Photo: Metallica
- FOMC to announce the start of QE tapering
- Biden blames Opec for fueling inflation
- US dollar opens steady, consolidating recent gains.
FX at a Glance:
Source: IFXA Ltd/RP
USDCAD Snapshot Open 1.2412-16, Overnight Range 1.2407-1.2422, Previous close 1.2409
USDCAD drifted higher yesterday and continued the trend overnight, but the rally stalled just before resistance in the 1.2430-50 area. USDCAD gains were due to position adjustments ahead of the FOMC meeting and because of the 3.0% drop in WTI oil prices since Monday.
Oil prices saw renewed selling after the weekly API oil data showed inventories increased 3.59 million barrels last week. President Biden may have encouraged selling after he blamed Opec’s refusal to increase production for causing oil and gas prices to soar. However, it is unclear as to why Opec and Russia would bow to Biden’s wishes.
USDCAD direction is dependent upon whether the FOMC is more, or less hawkish then expected.
Technical view: The intraday USDCAD technicals are bullish. The break above the September downtrend line sets the stage for a move above 1.2450 which would extend gains to the 1.2500 area, but only a decisive breach above 1.2800 would negate the downtrend from March 2020. A move below 1.2380 returns the focus to 1.2250.
For today, USDCAD support is at 1.2380 and 1.2340. Resistance is 1.2450 and 1.2500. Today’s range 1.2360-1.2450
Chart USDCAD 4 hour
Source: Saxo Bank
G-10 FX recap and outlook
It is a typical morning ahead of an FOMC meeting. Trading is subdued, and there is all manner of speculation about what the FOMC will say and do. To that end, an announcement that the Fed will begin tapering QE purchases is a given. The size, and duration, and what that means to interest rates are all up in the air.
The UN Climate Change Conference in Glasgow is resulting in a panacea of promises, and multi-billion dollar pledges, by virtue-signalling billionaires and world leaders. Unfortunately, the gathering is all for naught as the worst-polluting nations, China, and Russia, couldn’t be bothered to attend.
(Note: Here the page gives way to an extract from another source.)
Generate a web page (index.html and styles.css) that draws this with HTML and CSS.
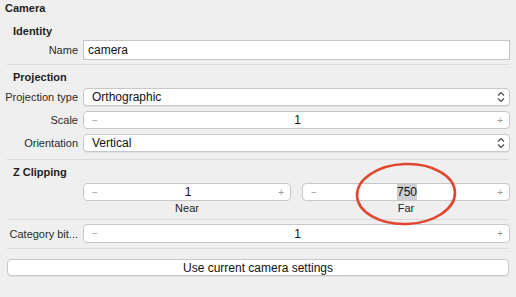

Global weather patterns dictate the distribution of carbon emissions across the planet, and that movement is not halted by slapping a “pollution tax” on Canadians.
Asia equities ignored the record close on Wall Street, and the major indexes closed with losses except for Australia’s ASX 200, which rallied 0.93% as domestic yields retreated. European bourses are flat to lower as are Wall Street futures. Gold and oil are down and the US 10-year Treasury yield is 1.534%.
EURUSD drifted in a 1.1576-11596 band. ECB President Christine Lagarde didn’t give the single currency any support as she continued to push back against speculation of a 2022 ECB rate hike. She said” “In our forward guidance on interest rates, we have clearly articulated the three conditions that need to be satisfied before rates will start to rise. Despite the current inflation surge, the outlook for inflation over the medium term remains subdued, and thus these three conditions are very unlikely to be satisfied next year.”
GBPUSD consolidated recent losses in a 1.3609-1.3634 range, with the floor underpinned by better than expected Nationwide Housing Price data and talk that the Bank of England will raise interest rates at Thursday’s meeting. BoE Governor Andrew Baily and Chief Economist Huw Pill gave strong hints that a rate hike was in the cards at this meeting. Meanwhile, the ongoing UK/EU and UK/France dispute is limiting GBPUSD gains.
USDJPY traded quietly in a 113.76-114.00 range with liquidity reduced due to a Japanese National holiday. Softer US Treasury yields, and modestly negative risk sentiment weighed on prices.
AUDUSD and NZDUSD are near the top of their respective overnight ranges. NZDUSD received a bit of support from a slightly stronger than expected employment report. The Unemployment Rate fell to 3.4% q/q from 4.0% q/q.
Today’s US data includes ADP Employment, ISM Services PMI, and Factory orders.
Chart of the Day:
Picture of how carbon dioxide moves throughout the earth
Source: NASA
FX open, high, low, previous close
Chart: Saxo Bank
China Snapshot
Today’s Bank of China Fix 6.4079, Previous 6.4009
Shanghai Shenzhen CSI 300 fell 0.39% to 4,821.11
Caixin Services PMI 53.8 vs forecast 50.7 and September 53.4
China stocks weighed down by latest COVID outbreak, described as most widespread since Wuhan.
Yahoo pulls out of China do to “challenging business and legal environment in the country.
European Parliament arrives in Taiwan much to China’s chagrin
Biden says it was a big mistake for China to skip COP26.